The Text extracted using module:
Multiple Choice Questions with one correct answer. A correct answer carries 1 mark. No negative
mark. 60 x 1 = 60

  1. Which of the following is an equivalence relation?
    (a)
    ab (b)
    ab
    (c)
    ab− is divisible by
    5 (d)
    a divides
    b
    Sol:
    ab− is divisible by
    5 is the only option satisfying reflexive, symmetric, transitive.
    Hence it is an equivalence relation.
    Ans: (c)
  2. Let
     , A x y z= then an equivalence relation on
    A is
    (a)
    ()()()()   1 , , , , , , , R x y y z x z x x= (b)
    ()()()()   2 , , , , , , , R z y z x z z y y=
    (c)
    ()()()()   3 , , , , , , , R x x y y z z x y= (d) None of these
    Sol:
    1R is not reflexive since
    (),y y R
    2R
    is not reflexive since
    (),x x R
    3R
    is not symmetric since
    (),y x R
    Ans: (d)
  3. In the set
     6,7,8,9,10 A= a relation
    R is defined by
    ()  , : , and a , R a b a b A b=   then
    R is
    (a) Reflexive (b) Symmetric (c)Transitive (d) None of these
    Sol:
    ab is not possible hence not reflexive.
    a b b a  
    hence not symmetric relation.
    , a b b c a c   
    is transitive relation.
    Ans: (c)
  4. The relation
    ()()()   4,4 , 5,5 , 6,6 R= on the set
     4,5,6 is
    (a) transitive only (b) an equivalence relation
    (c) reflexive only (d) symmetric only
    Sol:
    ()()()   4,4 , 5,5 , 6,6 R=
    It is an equivalence relation
    Ans: (b)
  5. The range of function
    ()3
    3xfxx−=− is
    (a)
    R (b)
    1R− (c)
    1− (d)
    1 R−−
    Sol: Let
    ()33133xxyxx−−= = =−− − −
    Ans: (c)
  6. The domain of the function
    ()()2log 2 4 f x x x= − + − is
    (a)
    2, 2− (b)
    ()2, (c)
    ()0, 2 (d)
    (,2− −

As you can see it is successfully able to extract Ans (a,b,c,d) from the pdf.

But when I try to identify these in the PDF using code, it is only able to identify Ans (b), hence the output:

Found b
Found b
Found b
Found b
Found b

Could anyone please tell me what is going wrong.
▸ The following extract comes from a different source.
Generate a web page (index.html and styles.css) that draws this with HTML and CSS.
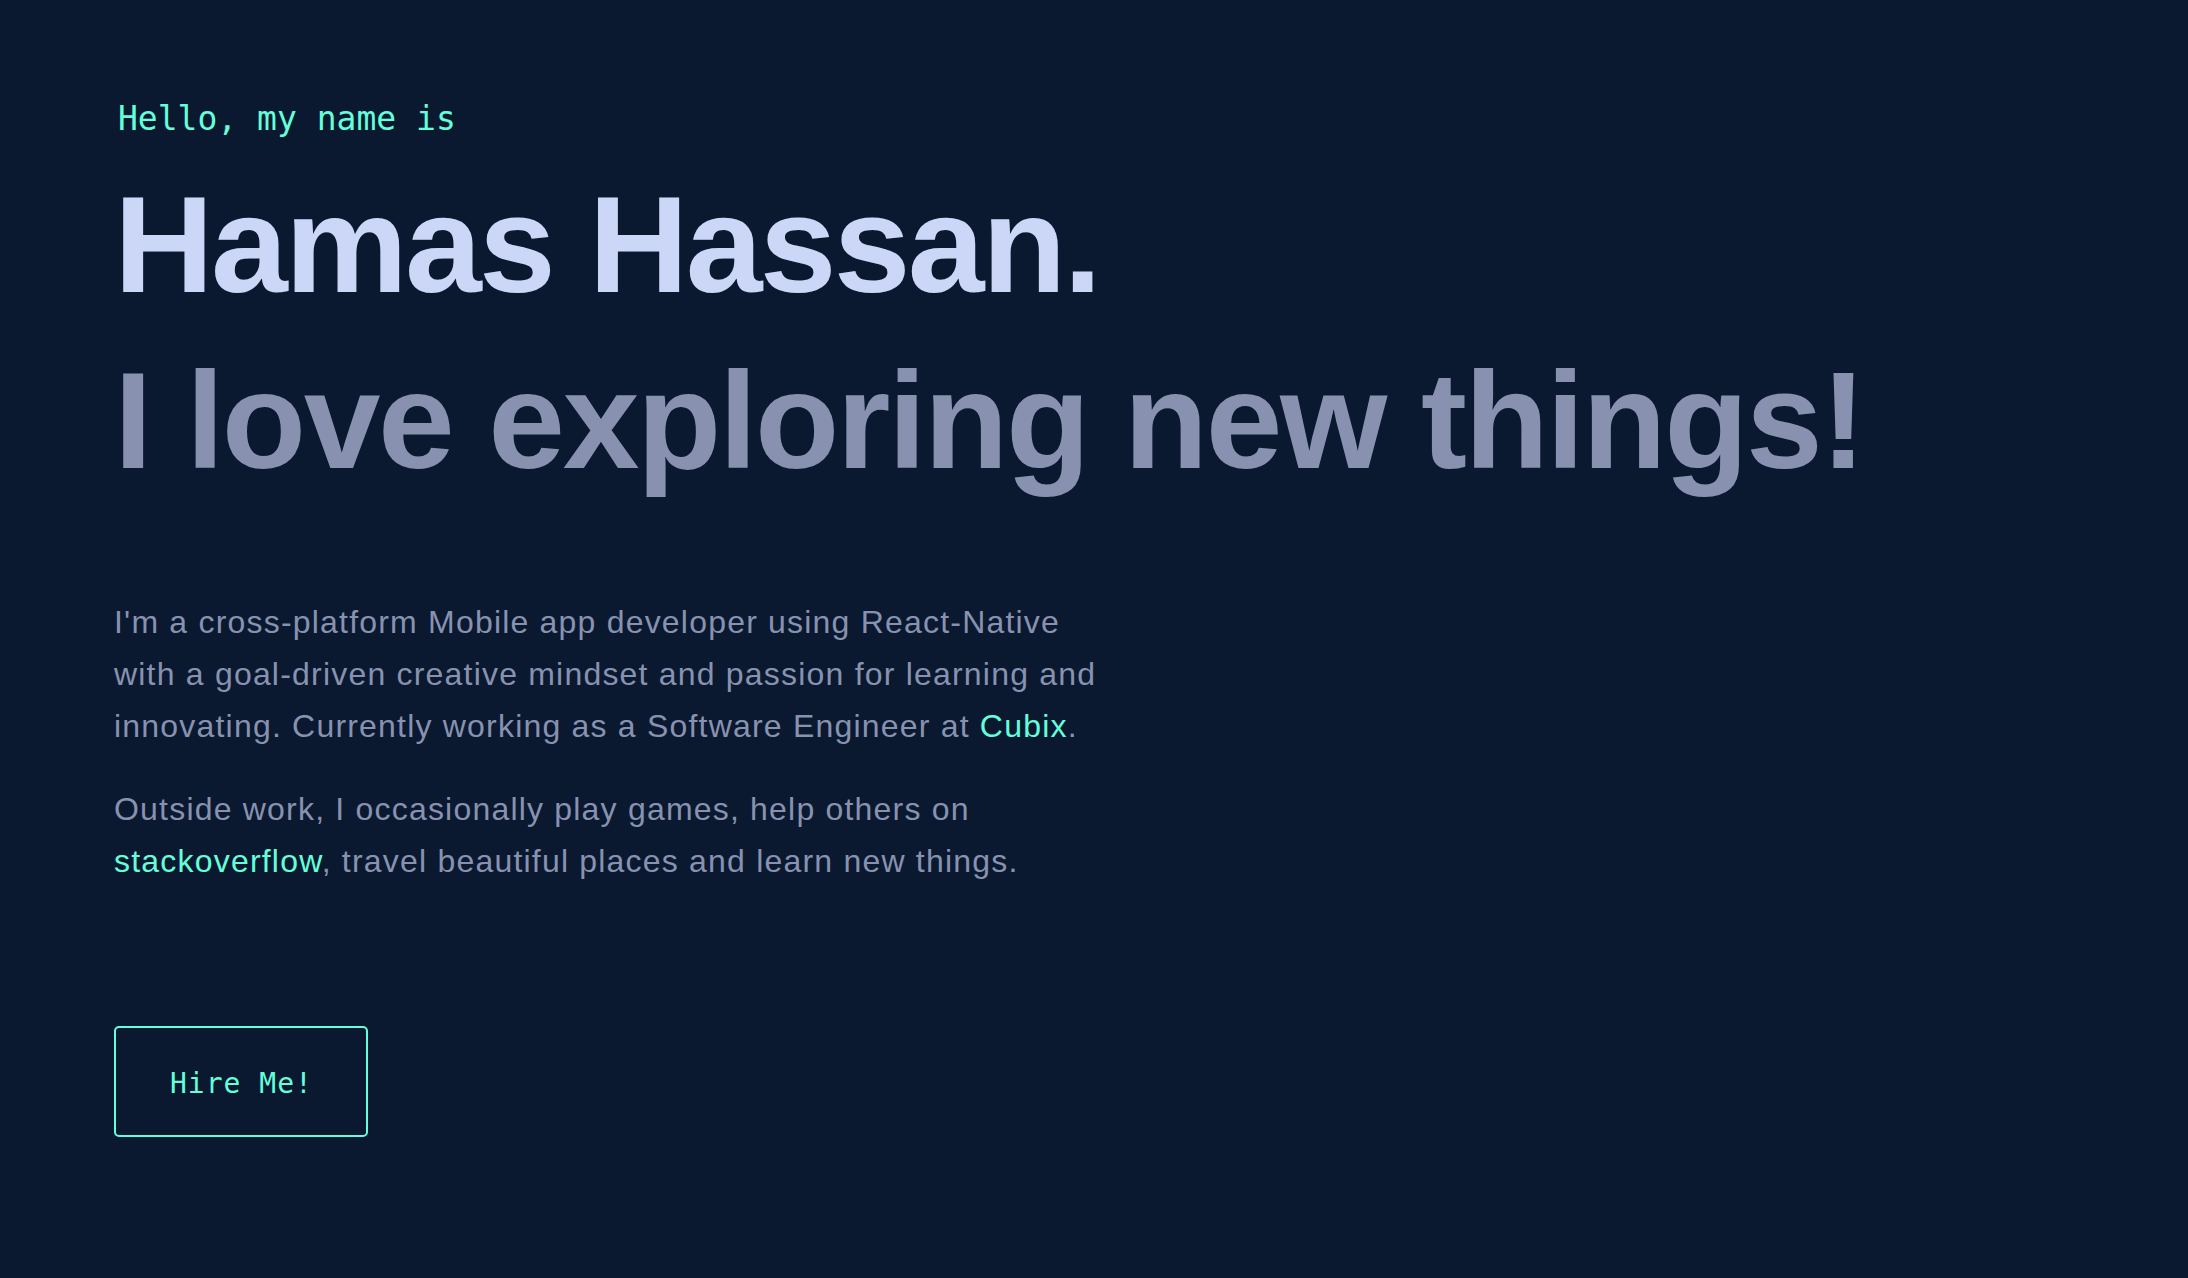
FILE: index.html
```html
<!DOCTYPE html>
<html lang="en">
<head>
<meta charset="utf-8">
<title>Hamas Hassan</title>
<link rel="stylesheet" href="styles.css">
</head>
<body>
<main class="hero">
  <h1 class="hero-hi">Hello, my name is</h1>
  <h2 class="hero-name">Hamas Hassan.</h2>
  <h3 class="hero-tagline">I love exploring new things!</h3>
  <div class="hero-about">
    <p>I'm a cross-platform Mobile app developer using React-Native with a goal-driven creative mindset and passion for learning and innovating. Currently working as a Software Engineer at <a class="link" href="#">Cubix</a>.</p>
    <p>Outside work, I occasionally play games, help others on <a class="link" href="#">stackoverflow</a>, travel beautiful places and learn new things.</p>
  </div>
  <a class="hire-btn" href="#">Hire Me!</a>
</main>
</body>
</html>
```
FILE: styles.css
```css
html, body {
  margin: 0;
  padding: 0;
}

body {
  background: #0a192f;
  min-height: 100vh;
  font-family: "Liberation Sans", Arial, sans-serif;
  color: #8892b0;
}

.hero {
  display: flex;
  flex-direction: column;
  align-items: flex-start;
  padding: 99px 114px 0 114px;
}

.hero-hi {
  margin: 0;
  padding-left: 4px;
  font-family: "DejaVu Sans Mono", "Liberation Mono", monospace;
  font-weight: 400;
  font-size: 33px;
  line-height: 40px;
  color: #64ffda;
}

.hero-name,
.hero-tagline {
  margin: 0;
  font-family: "Liberation Sans", Arial, sans-serif;
  font-weight: 700;
  font-size: 138px;
  line-height: 160px;
  white-space: nowrap;
}

.hero-name {
  margin-top: 25px;
  color: #ccd6f6;
  letter-spacing: -2.7px;
}

.hero-tagline {
  margin-top: 16px;
  color: #8892b0;
  letter-spacing: -2.4px;
}

.hero-about {
  margin-top: 96px;
  max-width: 1000px;
}

.hero-about p {
  margin: 0;
  font-size: 32px;
  line-height: 52px;
  letter-spacing: 1.2px;
  color: #8892b0;
}

.hero-about p + p {
  margin-top: 31px;
}

.link {
  color: #64ffda;
  text-decoration: none;
}

.hire-btn {
  margin-top: 139px;
  display: inline-block;
  padding: 40px 53px 35px 54px;
  border: 2px solid #64ffda;
  border-radius: 5px;
  font-family: "DejaVu Sans Mono", "Liberation Mono", monospace;
  font-size: 28px;
  line-height: 32px;
  letter-spacing: 1px;
  color: #64ffda;
  text-decoration: none;
}
```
Thank you!

I have not used this package but I suspect that Text is just a string. In Python, strings are immutable objects, and you cannot change them. If you want to replace their content, you need to create a new string such as

Text = Text.replace(...)
1 Like

That did work, but only with a few objects. It did not work with Ans: (d). I think I am understanding why. I don’t know why but the package is extracting the text as Ans: (d) instead of Ans: (d)

If you see in the output, it replaced every ‘Ans’ except for these ones
image
image
These ones have double spaces in between : and (). I did include that in the if condition as well, but it doesn’t seem to work

elif "Ans: (c)" in Text or "Ans:  (c)" in Text:

Thank you by the way!

Your loop is very fragile.

There’s a couple of easy improvements, eg:

No = ...

for No in range(1,No+1):
  ...
  [you don't use the value of No here anywhere]
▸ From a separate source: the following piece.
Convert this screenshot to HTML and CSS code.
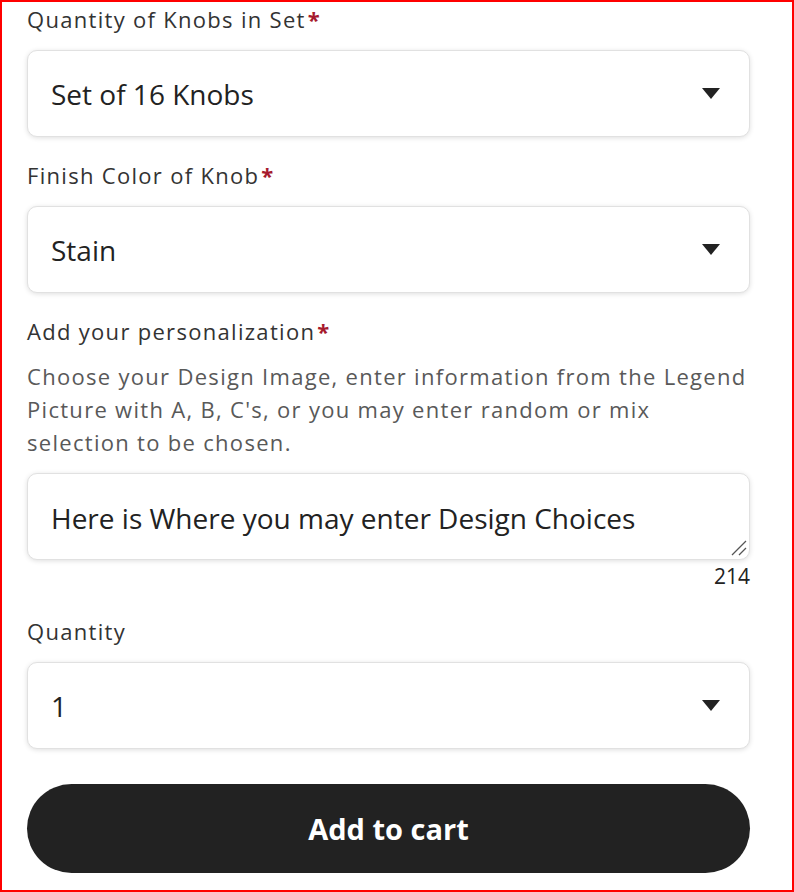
FILE: index.html
```html
<!DOCTYPE html>
<html lang="en">
<head>
<meta charset="utf-8">
<title>Personalize</title>
<link rel="stylesheet" href="styles.css">
</head>
<body>
<div class="frame">
  <form class="form">
    <div class="field">
      <label class="label">Quantity of Knobs in Set<span class="req">*</span></label>
      <div class="select">
        <span class="value">Set of 16 Knobs</span>
        <svg class="caret" width="18" height="11" viewBox="0 0 18 11"><path d="M0 0H18L9 11Z" fill="#222"/></svg>
      </div>
    </div>
    <div class="field">
      <label class="label">Finish Color of Knob<span class="req">*</span></label>
      <div class="select">
        <span class="value">Stain</span>
        <svg class="caret" width="18" height="11" viewBox="0 0 18 11"><path d="M0 0H18L9 11Z" fill="#222"/></svg>
      </div>
    </div>
    <div class="field personal">
      <label class="label">Add your personalization<span class="req">*</span></label>
      <p class="desc">Choose your Design Image, enter information from the Legend Picture with A, B, C's, or you may enter random or mix selection to be chosen.</p>
      <div class="ta-wrap">
        <textarea class="textarea" rows="1">Here is Where you may enter Design Choices</textarea>
        <svg class="grip" width="16" height="16" viewBox="0 0 16 16"><path d="M15 1L1 15M15 8L8 15" stroke="#555" stroke-width="1.3" fill="none"/></svg>
      </div>
      <div class="count">214</div>
    </div>
    <div class="field qty">
      <label class="label">Quantity</label>
      <div class="select">
        <span class="value">1</span>
        <svg class="caret" width="18" height="11" viewBox="0 0 18 11"><path d="M0 0H18L9 11Z" fill="#222"/></svg>
      </div>
    </div>
    <button type="button" class="cart">Add to cart</button>
  </form>
</div>
</body>
</html>
```

FILE: styles.css
```css
* { box-sizing: border-box; }
html, body { margin: 0; padding: 0; background: #fff; }
body { font-family: "Open Sans", "Noto Sans", sans-serif; color: #222; }

.frame {
  width: 794px;
  height: 892px;
  border: 2px solid #f00;
  padding: 3px 42px 0 25px;
  overflow: hidden;
}

.form { display: flex; flex-direction: column; }

.field { display: flex; flex-direction: column; }
.field + .field { margin-top: 24px; }
.field.qty { margin-top: 29px; }

.label {
  font-size: 22px;
  line-height: 28px;
  letter-spacing: 1.3px;
  color: #333;
  margin-bottom: 17px;
}
.req { color: #a61a2e; margin-left: 2px; font-weight: 700; letter-spacing: 0; }

.select {
  height: 87px;
  border: 1px solid #e1e1e1;
  border-radius: 10px;
  box-shadow: 0 1px 5px rgba(0,0,0,0.13);
  background: #fff;
  display: flex;
  align-items: center;
  justify-content: space-between;
  padding: 0 29px 0 23px;
}
.value { font-size: 28px; line-height: 36px; color: #222; }
.caret { display: block; }

.personal .label { margin-bottom: 15px; }
.desc {
  margin: 0 0 14px;
  font-size: 22px;
  line-height: 33px;
  letter-spacing: 1.3px;
  color: #595959;
}
.ta-wrap { position: relative; }
.textarea {
  display: block;
  width: 100%;
  height: 87px;
  border: 1px solid #e1e1e1;
  border-radius: 10px;
  box-shadow: 0 1px 5px rgba(0,0,0,0.13);
  padding: 26px 23px 0;
  font-family: inherit;
  font-size: 28px;
  line-height: 36px;
  color: #222;
  resize: none;
  overflow: hidden;
  outline: none;
}
.grip {
  position: absolute;
  right: 3px;
  bottom: 4px;
  display: block;
  pointer-events: none;
}
.count {
  margin-top: 4px;
  text-align: right;
  font-size: 21px;
  line-height: 24px;
  color: #222;
}

.cart {
  margin-top: 35px;
  height: 89px;
  width: 100%;
  border: 0;
  border-radius: 45px;
  background: #222;
  color: #fff;
  font-family: inherit;
  font-size: 29px;
  font-weight: 700;
}
```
would be nicer if you didn’t reuse No that way. Because No here means 2 completely different things.

But since you’re not actually using the value of No, I think the tidiest solution would be

for _ in range(Text.count("Ans:")):
  ...

using _ as a variable name singals that it is unused, and this means you run the thing in the loop N times where N=Text.count("Ans:").

The inside of the loop is broken. How are you developing your code? Jupyter, Spyder, IDLE? Personally I’d run

index = Text.find("Ans:")
print(Text[index: index+10])

to see what symbols are actually in the string, and write a procedure from there, then stick the procedure in a function, and finally call the function from the loop.

It finds Ans: (c), but then runs (Text=)(?)Text.replace("Ans: (c)","No Answer"). so it won’t actually replace Ans: (c). if you want to you can catch this by having 8 clauses in your if elseif sequence instead of 4.

Ohh yea, I am stupid for doing this thing. I tried this:

elif "Ans: (d)" in Text or "Ans:  (d)" in Text:
        
        Text = Text.replace("Ans: (d)" or "Ans:  (d)","No Answer")

But it still only finds 3 Ans instead of 5

I am really sorry to ask this, but can you please explain what the below program does

index = Text.find("Ans:")
print(Text[index: index+10])

the string .find() method finds the first index of the specified substring, if it exists.
Then Text[index: index+10] uses that index to find a 10-character substring that starts with "Ans: ".
so for example

text = "12XX34567891234XX56789"
index = text.find("XX")
print(index)
print(text[index : index + 5])
print(text[index : index + 10])

prints

2
XX345
XX34567891

"Ans: (d)" or "Ans:  (d)" == "Ans: (d)"

(seriously, play around with interactive python)
so that’s why that part of your code isn’t working.